Present-day theory says that adults don’t grow new neurons. Scientists believe that memory may begin to fail because no new neurons continue to grow in the hippocampus – a part of the brain responsible for memory, emotion and cognition.

A study in the American journal Cell Stem Cell just might throw all previous scientific research out the window! Healthy older men and women can generate just as many new brain cells as younger people, it finds.

Researchers from Columbia University and the New York State Psychiatric Institute examined the brains of 28 previously healthy people aged 14 to 79 who had died suddenly. They found that people aged 79 had just as many new neurons forming in the hippocampus as those who were 14. Even the oldest brains produced new brain cells.

Lead author Dr Maura Boldrini, associate professor of neurobiology at Columbia University, told the findings suggest that the elderly remain more cognitively and emotionally intact than generally believed.

The findings represent the first time researchers explored newly formed neurons and the state of blood vessels within the entire human hippocampus soon after death. The team determined that study subjects weren’t cognitively impaired and hadn’t suffered from depression or taken antidepressants. Such conditions could impact the production of new brain cells.

Neurogenesis – the ability to generate new hippocampal cells – declines with age in primates. This decreasing production of neurons was believed to occur in ageing humans, too. Now the study suggests that the neurogenesis process continues in the adult human hippocampus.

The scientific community considers that memory may begin to fail because no new neurons grow in this part of the brain. Speaking to the UK’s ‘Independent’, Dr Boldrini said: “We found that older people have similar ability to make thousands of hippocampal new neurons from progenitor cells as younger people do. We also found equivalent volumes of the hippocampus across ages.”

But the researchers also revealed fewer blood vessels and connections between cells in the older brains.
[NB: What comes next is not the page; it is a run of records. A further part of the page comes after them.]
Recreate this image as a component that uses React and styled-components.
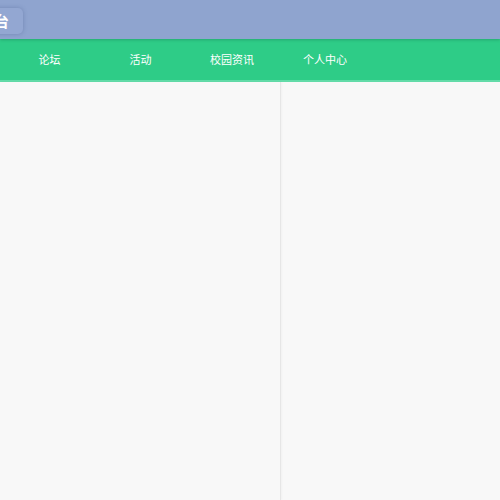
import React from "react";
import styled, { createGlobalStyle } from "styled-components";

const Global = createGlobalStyle`
  html, body { margin: 0; padding: 0; background: #f8f8f8; overflow: hidden; }
  body { font-family: "Noto Sans CJK SC", "Noto Sans", sans-serif; }
  #root { height: 100vh; }
`;

const Page = styled.div`
  display: flex;
  flex-direction: column;
  height: 100vh;
  overflow: hidden;
`;

const Header = styled.header`
  position: relative;
  z-index: 2;
  height: 39px;
  background: #8fa4cf;
  display: flex;
  align-items: center;
  box-shadow: 0 1px 3px rgba(0, 0, 0, 0.18);
`;

const BrandButton = styled.div`
  margin-left: -18px;
  margin-top: 2px;
  height: 26px;
  padding: 0 14px 0 12px;
  display: flex;
  align-items: center;
  border-radius: 5px;
  background: #93a7d2;
  box-shadow: 0 0 4px rgba(60, 80, 130, 0.35);
  color: #fff;
  font-size: 15px;
  font-weight: 700;
  line-height: 1;
`;

const Nav = styled.nav`
  height: 41px;
  background: #2ecc87;
  border-bottom: 2px solid #62dba8;
  display: flex;
  align-items: center;
  padding-left: 4px;
`;

const NavItem = styled.a`
  width: ${(p) => p.$w}px;
  text-align: center;
  color: #fff;
  font-size: 11px;
  font-weight: 400;
  text-decoration: none;
  line-height: 1;
`;

const Body = styled.main`
  flex: 1;
  display: flex;
  background: #f8f8f8;
`;

const LeftPane = styled.section`
  width: 280px;
  border-right: 1px solid #e6e6e6;
  box-shadow: 1px 0 2px rgba(0, 0, 0, 0.03);
`;

const RightPane = styled.section`
  flex: 1;
`;

const items = [
  { label: "论坛", w: 91 },
  { label: "活动", w: 91 },
  { label: "校园资讯", w: 92 },
  { label: "个人中心", w: 94 },
];

export default function App() {
  return (
    <Page>
      <Global />
      <Header>
        <BrandButton>台</BrandButton>
      </Header>
      <Nav>
        {items.map((it) => (
          <NavItem key={it.label} $w={it.w}>
            {it.label}
          </NavItem>
        ))}
      </Nav>
      <Body>
        <LeftPane />
        <RightPane />
      </Body>
    </Page>
  );
}
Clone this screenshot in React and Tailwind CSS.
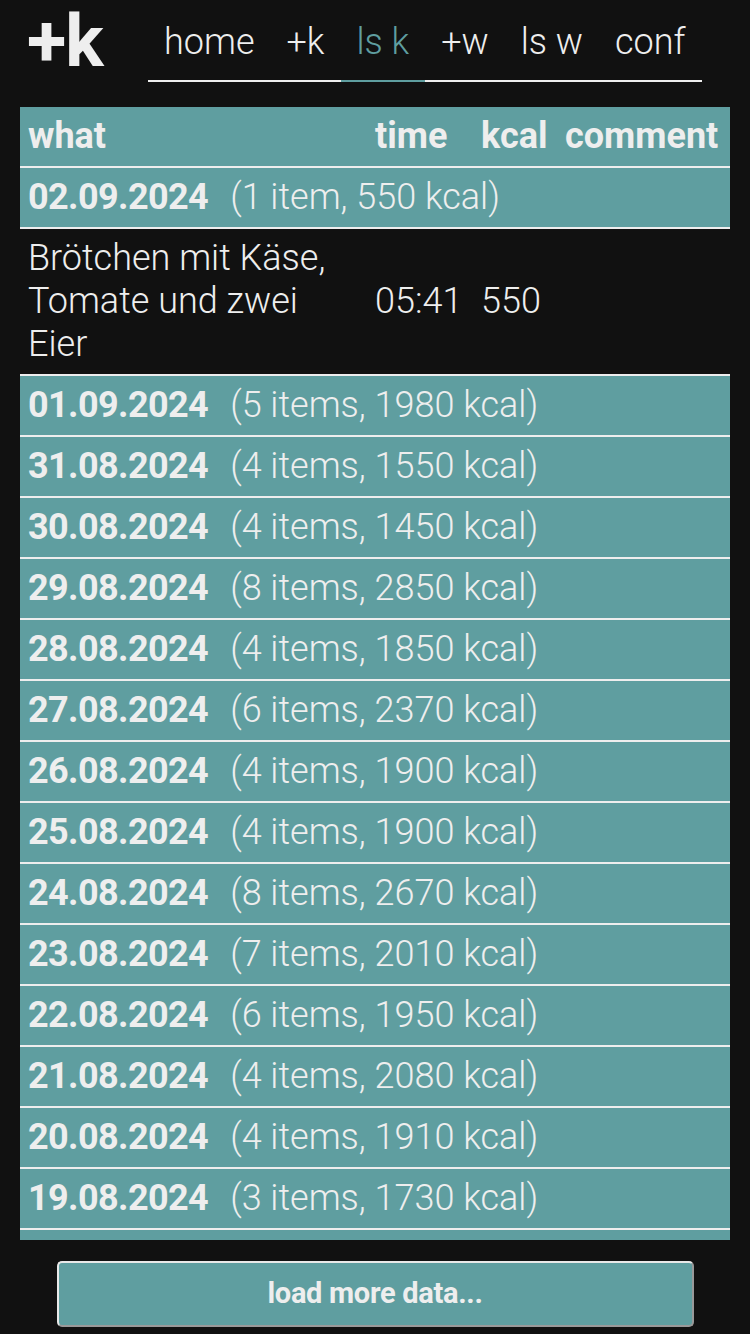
import React from 'react';

const NAV = ['home', '+k', 'ls k', '+w', 'ls w', 'conf'];

const DAYS = [
  ['01.09.2024', '5 items, 1980 kcal'],
  ['31.08.2024', '4 items, 1550 kcal'],
  ['30.08.2024', '4 items, 1450 kcal'],
  ['29.08.2024', '8 items, 2850 kcal'],
  ['28.08.2024', '4 items, 1850 kcal'],
  ['27.08.2024', '6 items, 2370 kcal'],
  ['26.08.2024', '4 items, 1900 kcal'],
  ['25.08.2024', '4 items, 1900 kcal'],
  ['24.08.2024', '8 items, 2670 kcal'],
  ['23.08.2024', '7 items, 2010 kcal'],
  ['22.08.2024', '6 items, 1950 kcal'],
  ['21.08.2024', '4 items, 2080 kcal'],
  ['20.08.2024', '4 items, 1910 kcal'],
  ['19.08.2024', '3 items, 1730 kcal'],
];

function DayRow({ date, summary }) {
  return (
    <tr className="bg-[#5f9ea0] border-b-2 border-[#eee]">
      <td colSpan={4} className="px-2 py-2 whitespace-nowrap">
        <span className="font-bold tracking-[-0.6px]">{date}</span>
        <span className="font-light ml-[22px]">({summary})</span>
      </td>
    </tr>
  );
}

export default function App() {
  return (
    <div className="min-h-screen bg-[#111111] text-[#eeeeee] font-['Roboto','Open_Sans',sans-serif]">
      {/* Header */}
      <header className="flex pl-[27px]">
        <div className="w-[121px] mt-[6px] text-[72px] leading-none font-bold tracking-[-1px]">+k</div>
        <ul className="flex mt-[21px]">
          {NAV.map((item) => (
            <li
              key={item}
              className={`px-4 pb-[16px] text-[36px] leading-[43px] font-light border-b-2 whitespace-nowrap ${
                item === 'ls k' ? 'text-[#5f9ea0] border-[#5f9ea0]' : 'border-[#eeeeee]'
              }`}
            >
              {item}
            </li>
          ))}
        </ul>
      </header>

      {/* Table (scroll area, cut off at the bottom) */}
      <div className="mt-[25px] mx-[20px] h-[1133px] overflow-hidden">
        <table className="w-[710px] table-fixed border-collapse text-[36px] leading-[43px]">
          <colgroup>
            <col className="w-[347px]" />
            <col className="w-[106px]" />
            <col className="w-[84px]" />
            <col className="w-[173px]" />
          </colgroup>
          <thead>
            <tr className="bg-[#5f9ea0] border-b-2 border-[#eee] font-bold text-left">
              <th className="px-2 py-2">what</th>
              <th className="px-2 py-2">time</th>
              <th className="px-2 py-2">kcal</th>
              <th className="px-2 py-2 whitespace-nowrap">comment</th>
            </tr>
          </thead>
          <tbody>
            <DayRow date="02.09.2024" summary="1 item, 550 kcal" />
            <tr className="border-b-2 border-[#eee] font-light">
              <td className="px-2 py-2">
                Brötchen mit Käse,<br />Tomate und zwei<br />Eier
              </td>
              <td className="px-2 py-2">05:41</td>
              <td className="px-2 py-2">550</td>
              <td className="px-2 py-2"></td>
            </tr>
            {DAYS.map(([d, s]) => (
              <DayRow key={d} date={d} summary={s} />
            ))}
            <tr className="bg-[#5f9ea0]">
              <td colSpan={4} className="h-[59px]"></td>
            </tr>
          </tbody>
        </table>
      </div>

      {/* Load more */}
      <button className="block mx-auto mt-[21px] w-[637px] h-[66px] bg-[#5f9ea0] rounded-[5px] border-2 border-t-[#e8e8e8] border-l-[#e8e8e8] border-r-[#999] border-b-[#999] text-[29px] font-bold text-[#eee] tracking-[-0.3px]">
        load more data...
      </button>
    </div>
  );
}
The older the individual, the less new blood vessels he or she forms. Comparing perfectly healthy brains to diseased ones could open the door to developing new treatments for psychological and neurological conditions such as Alzheimer’s disease.

“We all know people that are in their nineties and are sharp,” added Dr Boldrini in the ‘Daily Mail’. To some extent, her research disputing previous theories that neurons stop developing after adolescence now explains why that’s possible.